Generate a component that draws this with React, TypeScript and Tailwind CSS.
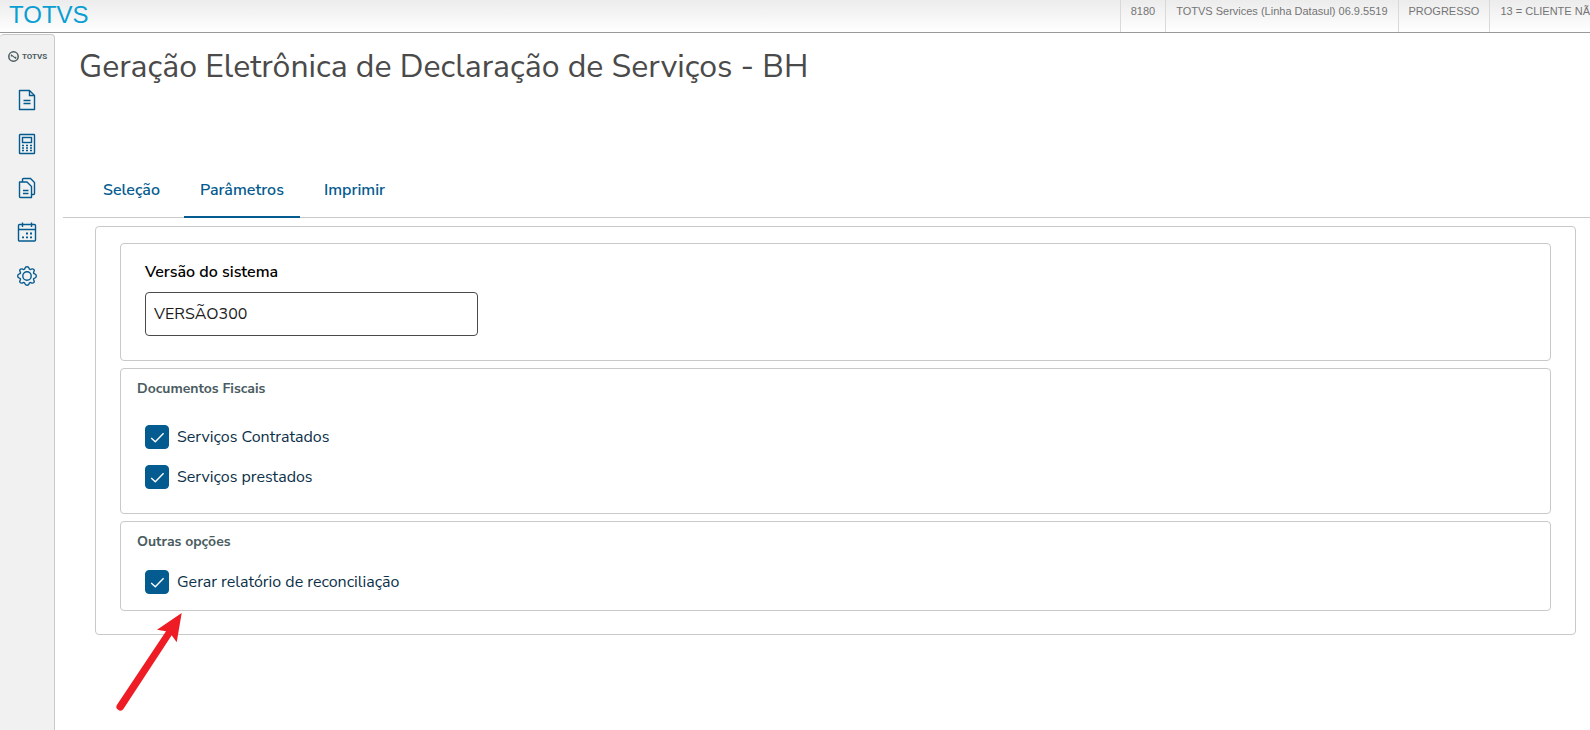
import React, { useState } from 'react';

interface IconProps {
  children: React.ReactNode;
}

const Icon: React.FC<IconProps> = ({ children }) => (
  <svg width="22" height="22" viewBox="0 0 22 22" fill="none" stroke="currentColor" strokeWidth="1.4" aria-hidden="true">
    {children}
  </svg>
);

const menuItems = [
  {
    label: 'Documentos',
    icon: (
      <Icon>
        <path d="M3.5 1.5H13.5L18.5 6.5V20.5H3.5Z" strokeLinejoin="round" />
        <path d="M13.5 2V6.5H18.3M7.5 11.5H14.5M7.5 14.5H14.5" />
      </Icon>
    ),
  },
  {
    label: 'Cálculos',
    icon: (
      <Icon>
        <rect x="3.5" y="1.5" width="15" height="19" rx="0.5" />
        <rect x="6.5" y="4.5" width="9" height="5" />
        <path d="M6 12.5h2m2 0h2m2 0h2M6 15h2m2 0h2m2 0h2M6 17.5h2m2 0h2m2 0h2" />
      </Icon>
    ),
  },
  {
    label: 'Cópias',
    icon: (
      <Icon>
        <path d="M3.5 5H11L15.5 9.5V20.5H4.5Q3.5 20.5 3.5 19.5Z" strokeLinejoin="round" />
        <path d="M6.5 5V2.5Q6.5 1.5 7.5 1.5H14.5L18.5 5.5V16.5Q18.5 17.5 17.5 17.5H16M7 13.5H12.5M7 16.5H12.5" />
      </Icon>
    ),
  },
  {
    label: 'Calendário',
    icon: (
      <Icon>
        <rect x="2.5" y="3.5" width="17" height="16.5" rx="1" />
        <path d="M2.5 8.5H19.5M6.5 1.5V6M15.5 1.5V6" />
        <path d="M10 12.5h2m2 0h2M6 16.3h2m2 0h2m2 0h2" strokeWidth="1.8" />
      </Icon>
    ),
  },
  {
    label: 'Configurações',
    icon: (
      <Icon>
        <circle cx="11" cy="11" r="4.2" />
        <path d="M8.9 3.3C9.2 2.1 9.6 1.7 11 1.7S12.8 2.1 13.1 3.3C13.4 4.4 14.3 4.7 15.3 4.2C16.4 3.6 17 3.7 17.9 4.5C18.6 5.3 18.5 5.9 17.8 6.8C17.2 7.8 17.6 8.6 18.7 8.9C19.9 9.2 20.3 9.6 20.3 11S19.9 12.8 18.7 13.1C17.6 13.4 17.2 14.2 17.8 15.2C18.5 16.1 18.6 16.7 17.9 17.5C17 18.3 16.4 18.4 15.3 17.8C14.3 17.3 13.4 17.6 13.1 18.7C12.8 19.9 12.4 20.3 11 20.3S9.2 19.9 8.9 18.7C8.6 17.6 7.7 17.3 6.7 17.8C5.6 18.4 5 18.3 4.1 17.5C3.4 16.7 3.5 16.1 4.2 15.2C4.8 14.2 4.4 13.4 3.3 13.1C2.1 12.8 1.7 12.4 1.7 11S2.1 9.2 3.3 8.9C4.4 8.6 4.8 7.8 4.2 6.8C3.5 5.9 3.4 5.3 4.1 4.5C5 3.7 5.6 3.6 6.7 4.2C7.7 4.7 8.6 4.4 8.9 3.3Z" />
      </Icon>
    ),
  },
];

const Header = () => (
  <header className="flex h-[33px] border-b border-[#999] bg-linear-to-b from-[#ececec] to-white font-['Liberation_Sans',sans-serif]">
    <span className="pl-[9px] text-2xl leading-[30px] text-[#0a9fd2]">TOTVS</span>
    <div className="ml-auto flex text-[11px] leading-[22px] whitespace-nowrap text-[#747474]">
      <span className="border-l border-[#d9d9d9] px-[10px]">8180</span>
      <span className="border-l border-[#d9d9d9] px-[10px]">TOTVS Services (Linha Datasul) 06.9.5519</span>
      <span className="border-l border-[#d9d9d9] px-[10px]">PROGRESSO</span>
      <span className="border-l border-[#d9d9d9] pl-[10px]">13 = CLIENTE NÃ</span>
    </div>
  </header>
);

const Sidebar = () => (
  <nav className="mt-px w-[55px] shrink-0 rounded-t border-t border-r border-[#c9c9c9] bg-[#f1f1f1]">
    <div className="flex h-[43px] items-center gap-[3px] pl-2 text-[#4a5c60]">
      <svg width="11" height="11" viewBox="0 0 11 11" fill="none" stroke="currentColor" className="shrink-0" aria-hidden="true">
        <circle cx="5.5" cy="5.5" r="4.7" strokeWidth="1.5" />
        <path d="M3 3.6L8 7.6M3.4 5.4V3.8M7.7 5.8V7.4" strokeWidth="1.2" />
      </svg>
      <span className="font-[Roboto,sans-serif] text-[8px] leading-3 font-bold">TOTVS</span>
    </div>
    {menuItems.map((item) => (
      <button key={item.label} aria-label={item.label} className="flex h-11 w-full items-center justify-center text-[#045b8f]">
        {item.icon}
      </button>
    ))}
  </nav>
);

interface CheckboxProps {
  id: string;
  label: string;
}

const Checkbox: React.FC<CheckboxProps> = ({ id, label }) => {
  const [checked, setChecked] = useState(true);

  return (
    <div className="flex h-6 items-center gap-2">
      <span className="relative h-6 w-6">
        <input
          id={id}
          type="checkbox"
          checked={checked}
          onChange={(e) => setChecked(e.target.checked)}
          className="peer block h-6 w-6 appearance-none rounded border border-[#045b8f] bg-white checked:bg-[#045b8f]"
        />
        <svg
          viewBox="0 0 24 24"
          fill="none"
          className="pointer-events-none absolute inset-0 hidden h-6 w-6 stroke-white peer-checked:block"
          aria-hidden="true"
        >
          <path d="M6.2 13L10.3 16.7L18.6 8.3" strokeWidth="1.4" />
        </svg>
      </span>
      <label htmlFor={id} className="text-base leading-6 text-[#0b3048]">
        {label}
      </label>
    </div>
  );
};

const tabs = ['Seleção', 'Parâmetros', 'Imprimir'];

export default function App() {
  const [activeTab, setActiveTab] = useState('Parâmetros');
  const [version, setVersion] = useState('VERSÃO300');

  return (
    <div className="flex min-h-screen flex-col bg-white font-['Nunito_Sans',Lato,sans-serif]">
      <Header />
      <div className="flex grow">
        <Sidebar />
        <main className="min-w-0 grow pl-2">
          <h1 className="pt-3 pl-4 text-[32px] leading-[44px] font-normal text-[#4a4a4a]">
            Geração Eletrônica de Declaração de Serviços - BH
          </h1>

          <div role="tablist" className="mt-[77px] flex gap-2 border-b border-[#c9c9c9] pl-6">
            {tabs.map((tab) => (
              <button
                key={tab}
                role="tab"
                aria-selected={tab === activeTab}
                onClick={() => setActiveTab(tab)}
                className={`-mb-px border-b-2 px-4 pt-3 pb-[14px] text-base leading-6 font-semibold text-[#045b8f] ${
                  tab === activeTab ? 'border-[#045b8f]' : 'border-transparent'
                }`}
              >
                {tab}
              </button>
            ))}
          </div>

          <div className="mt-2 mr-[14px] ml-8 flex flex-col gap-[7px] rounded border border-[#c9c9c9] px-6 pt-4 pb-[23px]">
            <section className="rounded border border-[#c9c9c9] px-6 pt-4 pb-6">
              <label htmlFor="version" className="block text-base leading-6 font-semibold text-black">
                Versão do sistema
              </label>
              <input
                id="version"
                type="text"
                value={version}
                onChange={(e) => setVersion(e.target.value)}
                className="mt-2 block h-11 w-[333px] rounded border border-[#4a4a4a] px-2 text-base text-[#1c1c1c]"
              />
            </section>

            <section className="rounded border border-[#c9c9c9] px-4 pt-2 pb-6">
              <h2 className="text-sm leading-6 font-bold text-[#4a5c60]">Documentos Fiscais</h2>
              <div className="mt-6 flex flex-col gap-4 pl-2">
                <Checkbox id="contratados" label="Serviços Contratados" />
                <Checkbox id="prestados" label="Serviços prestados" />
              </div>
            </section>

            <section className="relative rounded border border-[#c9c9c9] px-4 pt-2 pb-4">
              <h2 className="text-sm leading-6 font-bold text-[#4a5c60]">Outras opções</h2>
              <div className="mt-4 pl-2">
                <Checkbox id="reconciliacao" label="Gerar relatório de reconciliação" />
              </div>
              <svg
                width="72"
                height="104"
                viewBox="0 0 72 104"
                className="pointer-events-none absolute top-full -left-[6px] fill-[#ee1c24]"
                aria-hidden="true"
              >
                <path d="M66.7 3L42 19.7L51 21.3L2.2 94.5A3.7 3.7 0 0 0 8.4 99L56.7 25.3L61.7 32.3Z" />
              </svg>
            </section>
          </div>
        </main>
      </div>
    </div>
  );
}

★ ★ ★

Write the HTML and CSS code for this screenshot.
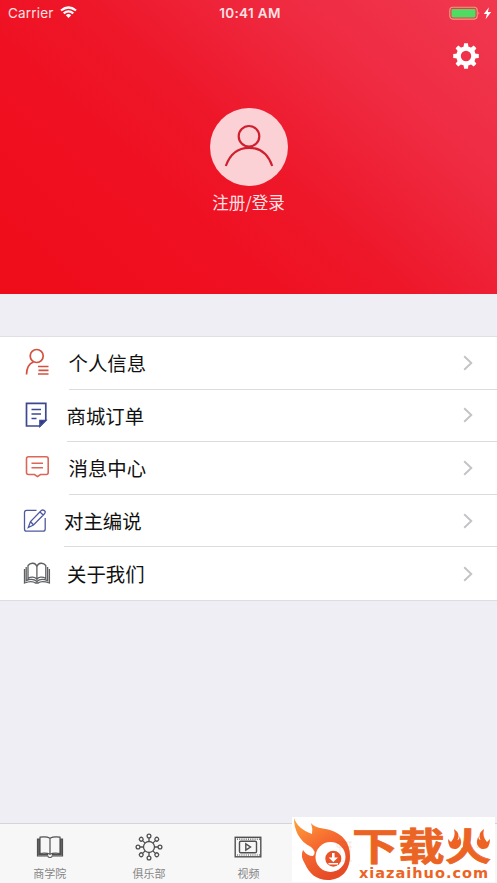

★ ★ ★

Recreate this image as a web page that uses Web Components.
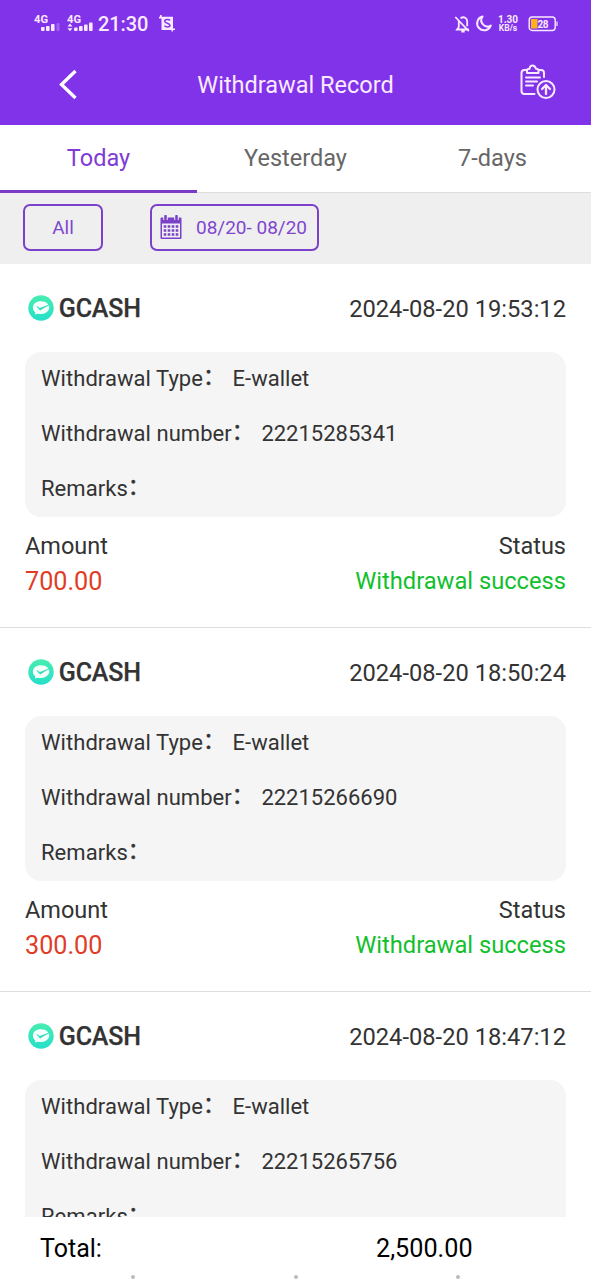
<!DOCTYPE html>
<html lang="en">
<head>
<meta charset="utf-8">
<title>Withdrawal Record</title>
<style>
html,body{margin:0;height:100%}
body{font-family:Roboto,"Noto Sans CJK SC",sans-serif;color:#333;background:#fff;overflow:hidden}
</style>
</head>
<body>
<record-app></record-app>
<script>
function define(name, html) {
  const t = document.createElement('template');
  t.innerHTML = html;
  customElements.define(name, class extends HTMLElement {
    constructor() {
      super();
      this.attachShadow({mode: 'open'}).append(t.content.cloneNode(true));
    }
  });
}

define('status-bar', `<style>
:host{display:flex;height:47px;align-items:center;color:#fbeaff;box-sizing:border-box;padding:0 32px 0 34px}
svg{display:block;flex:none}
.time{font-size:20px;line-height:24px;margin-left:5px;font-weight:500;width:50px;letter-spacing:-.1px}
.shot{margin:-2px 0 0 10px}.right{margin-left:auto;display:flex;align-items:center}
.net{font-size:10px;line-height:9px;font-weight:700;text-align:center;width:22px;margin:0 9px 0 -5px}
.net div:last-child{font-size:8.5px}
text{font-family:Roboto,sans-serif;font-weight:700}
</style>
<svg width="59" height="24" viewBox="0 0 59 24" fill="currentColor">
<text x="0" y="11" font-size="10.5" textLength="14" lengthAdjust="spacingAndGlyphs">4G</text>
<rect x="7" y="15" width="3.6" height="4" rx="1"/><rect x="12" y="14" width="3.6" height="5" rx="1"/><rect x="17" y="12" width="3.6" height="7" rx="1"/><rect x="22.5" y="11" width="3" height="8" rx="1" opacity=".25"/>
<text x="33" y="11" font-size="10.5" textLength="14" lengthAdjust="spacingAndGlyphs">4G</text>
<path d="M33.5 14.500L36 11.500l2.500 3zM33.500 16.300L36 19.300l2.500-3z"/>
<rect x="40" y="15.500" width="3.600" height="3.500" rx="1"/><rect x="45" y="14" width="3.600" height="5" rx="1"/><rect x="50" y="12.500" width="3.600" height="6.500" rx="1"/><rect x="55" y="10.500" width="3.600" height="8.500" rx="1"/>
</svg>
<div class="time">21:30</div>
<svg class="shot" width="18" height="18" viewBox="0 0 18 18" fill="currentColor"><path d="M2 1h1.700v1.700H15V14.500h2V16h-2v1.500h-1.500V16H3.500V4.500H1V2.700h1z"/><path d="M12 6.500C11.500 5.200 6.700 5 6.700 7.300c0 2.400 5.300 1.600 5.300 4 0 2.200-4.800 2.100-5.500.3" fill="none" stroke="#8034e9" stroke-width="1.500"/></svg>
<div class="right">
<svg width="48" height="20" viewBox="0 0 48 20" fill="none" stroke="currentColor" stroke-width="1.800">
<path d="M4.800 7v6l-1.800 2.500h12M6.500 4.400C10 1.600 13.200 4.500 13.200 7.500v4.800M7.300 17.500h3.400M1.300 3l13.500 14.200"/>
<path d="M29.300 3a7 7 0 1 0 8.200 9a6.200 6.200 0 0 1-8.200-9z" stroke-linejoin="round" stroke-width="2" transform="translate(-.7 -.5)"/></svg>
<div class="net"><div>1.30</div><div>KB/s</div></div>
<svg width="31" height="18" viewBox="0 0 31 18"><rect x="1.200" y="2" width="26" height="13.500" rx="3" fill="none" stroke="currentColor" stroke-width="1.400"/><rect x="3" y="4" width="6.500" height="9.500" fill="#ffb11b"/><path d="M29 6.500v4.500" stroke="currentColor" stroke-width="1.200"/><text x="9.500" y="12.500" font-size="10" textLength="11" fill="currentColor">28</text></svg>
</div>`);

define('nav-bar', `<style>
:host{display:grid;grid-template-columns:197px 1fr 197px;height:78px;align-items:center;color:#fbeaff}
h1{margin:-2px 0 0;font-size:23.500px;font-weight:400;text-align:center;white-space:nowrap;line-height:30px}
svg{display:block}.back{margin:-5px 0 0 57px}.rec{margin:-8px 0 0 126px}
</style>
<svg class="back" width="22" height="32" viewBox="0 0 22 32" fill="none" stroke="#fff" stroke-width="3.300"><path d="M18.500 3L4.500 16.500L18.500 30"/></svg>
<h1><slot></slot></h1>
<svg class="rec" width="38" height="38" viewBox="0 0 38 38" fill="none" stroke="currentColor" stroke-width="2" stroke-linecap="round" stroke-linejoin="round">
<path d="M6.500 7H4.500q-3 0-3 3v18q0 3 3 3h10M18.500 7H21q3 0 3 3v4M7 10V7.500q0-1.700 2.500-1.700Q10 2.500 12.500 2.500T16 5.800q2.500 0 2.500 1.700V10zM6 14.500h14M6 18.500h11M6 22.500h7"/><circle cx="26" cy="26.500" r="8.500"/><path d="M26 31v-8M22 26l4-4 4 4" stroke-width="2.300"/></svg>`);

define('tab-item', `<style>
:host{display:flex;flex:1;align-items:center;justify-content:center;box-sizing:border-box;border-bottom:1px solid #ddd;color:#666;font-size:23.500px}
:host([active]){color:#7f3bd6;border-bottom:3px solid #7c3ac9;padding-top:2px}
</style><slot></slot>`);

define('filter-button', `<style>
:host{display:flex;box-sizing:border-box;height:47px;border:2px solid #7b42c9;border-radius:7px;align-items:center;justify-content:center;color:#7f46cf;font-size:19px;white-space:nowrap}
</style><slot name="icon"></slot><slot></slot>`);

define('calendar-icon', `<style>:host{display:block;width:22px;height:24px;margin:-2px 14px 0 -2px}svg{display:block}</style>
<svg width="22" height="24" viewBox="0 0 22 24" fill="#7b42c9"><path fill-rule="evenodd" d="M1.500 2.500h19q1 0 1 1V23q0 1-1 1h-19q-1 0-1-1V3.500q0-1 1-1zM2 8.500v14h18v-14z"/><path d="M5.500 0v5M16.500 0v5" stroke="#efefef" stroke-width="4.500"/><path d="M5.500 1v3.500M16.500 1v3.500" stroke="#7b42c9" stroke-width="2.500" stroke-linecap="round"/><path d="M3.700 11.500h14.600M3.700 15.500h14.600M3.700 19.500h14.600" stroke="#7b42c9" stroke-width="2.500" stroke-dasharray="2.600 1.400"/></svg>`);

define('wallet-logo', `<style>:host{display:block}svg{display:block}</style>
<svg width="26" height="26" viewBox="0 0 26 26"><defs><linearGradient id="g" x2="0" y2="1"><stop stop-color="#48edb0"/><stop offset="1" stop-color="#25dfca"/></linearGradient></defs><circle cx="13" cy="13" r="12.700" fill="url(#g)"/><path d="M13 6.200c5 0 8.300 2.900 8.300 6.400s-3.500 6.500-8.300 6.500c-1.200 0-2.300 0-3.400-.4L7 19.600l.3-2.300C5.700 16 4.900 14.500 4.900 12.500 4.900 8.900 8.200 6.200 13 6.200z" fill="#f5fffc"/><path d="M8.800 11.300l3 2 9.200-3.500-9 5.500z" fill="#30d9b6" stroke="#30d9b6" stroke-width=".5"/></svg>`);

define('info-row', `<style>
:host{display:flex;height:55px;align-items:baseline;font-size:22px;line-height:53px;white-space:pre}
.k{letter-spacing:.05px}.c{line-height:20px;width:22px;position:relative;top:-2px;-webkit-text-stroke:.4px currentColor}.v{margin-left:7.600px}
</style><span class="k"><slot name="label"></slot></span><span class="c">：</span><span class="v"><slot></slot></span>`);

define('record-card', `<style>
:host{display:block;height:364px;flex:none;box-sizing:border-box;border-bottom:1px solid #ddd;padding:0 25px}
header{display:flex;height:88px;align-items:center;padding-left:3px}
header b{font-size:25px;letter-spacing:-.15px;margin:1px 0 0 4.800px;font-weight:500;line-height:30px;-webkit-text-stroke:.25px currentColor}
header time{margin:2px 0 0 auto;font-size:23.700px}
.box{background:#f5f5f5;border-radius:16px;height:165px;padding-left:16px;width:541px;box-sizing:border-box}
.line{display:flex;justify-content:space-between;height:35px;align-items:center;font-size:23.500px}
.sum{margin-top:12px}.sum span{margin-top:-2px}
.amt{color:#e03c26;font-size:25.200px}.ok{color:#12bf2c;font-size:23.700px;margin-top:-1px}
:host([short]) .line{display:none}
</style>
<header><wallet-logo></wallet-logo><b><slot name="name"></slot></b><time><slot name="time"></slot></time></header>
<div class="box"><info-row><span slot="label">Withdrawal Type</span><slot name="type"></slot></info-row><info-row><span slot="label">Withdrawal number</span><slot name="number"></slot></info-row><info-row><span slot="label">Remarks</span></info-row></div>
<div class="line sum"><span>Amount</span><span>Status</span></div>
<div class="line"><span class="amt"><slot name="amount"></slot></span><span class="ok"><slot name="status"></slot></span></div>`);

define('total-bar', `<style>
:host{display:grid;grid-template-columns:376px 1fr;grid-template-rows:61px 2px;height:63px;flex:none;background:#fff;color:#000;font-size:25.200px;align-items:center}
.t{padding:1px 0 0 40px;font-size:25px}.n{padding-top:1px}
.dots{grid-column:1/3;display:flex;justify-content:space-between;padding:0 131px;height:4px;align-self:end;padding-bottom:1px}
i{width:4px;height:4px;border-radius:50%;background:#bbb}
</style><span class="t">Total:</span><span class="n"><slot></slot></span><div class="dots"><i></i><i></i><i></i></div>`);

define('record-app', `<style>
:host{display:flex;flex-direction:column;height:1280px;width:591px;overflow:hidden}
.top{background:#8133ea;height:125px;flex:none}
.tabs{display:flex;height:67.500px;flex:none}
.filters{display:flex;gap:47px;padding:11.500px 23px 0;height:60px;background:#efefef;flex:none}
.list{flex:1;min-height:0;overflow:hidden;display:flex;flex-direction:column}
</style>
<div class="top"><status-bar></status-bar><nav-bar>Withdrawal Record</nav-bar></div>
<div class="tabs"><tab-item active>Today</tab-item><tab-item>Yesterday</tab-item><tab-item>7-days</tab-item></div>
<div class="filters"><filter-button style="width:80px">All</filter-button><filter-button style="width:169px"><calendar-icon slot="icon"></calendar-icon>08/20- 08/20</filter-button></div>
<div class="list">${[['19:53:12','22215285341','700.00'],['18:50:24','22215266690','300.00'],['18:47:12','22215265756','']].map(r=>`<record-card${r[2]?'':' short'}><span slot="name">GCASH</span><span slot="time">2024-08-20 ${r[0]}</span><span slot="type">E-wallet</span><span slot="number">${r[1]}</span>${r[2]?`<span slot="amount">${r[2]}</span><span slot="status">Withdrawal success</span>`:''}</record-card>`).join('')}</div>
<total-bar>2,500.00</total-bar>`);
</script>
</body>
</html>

★ ★ ★

- [Aim]: Say how many lines of the data include the string "React". Nothing other than the number should be given.

- [Output of the exercise]: 5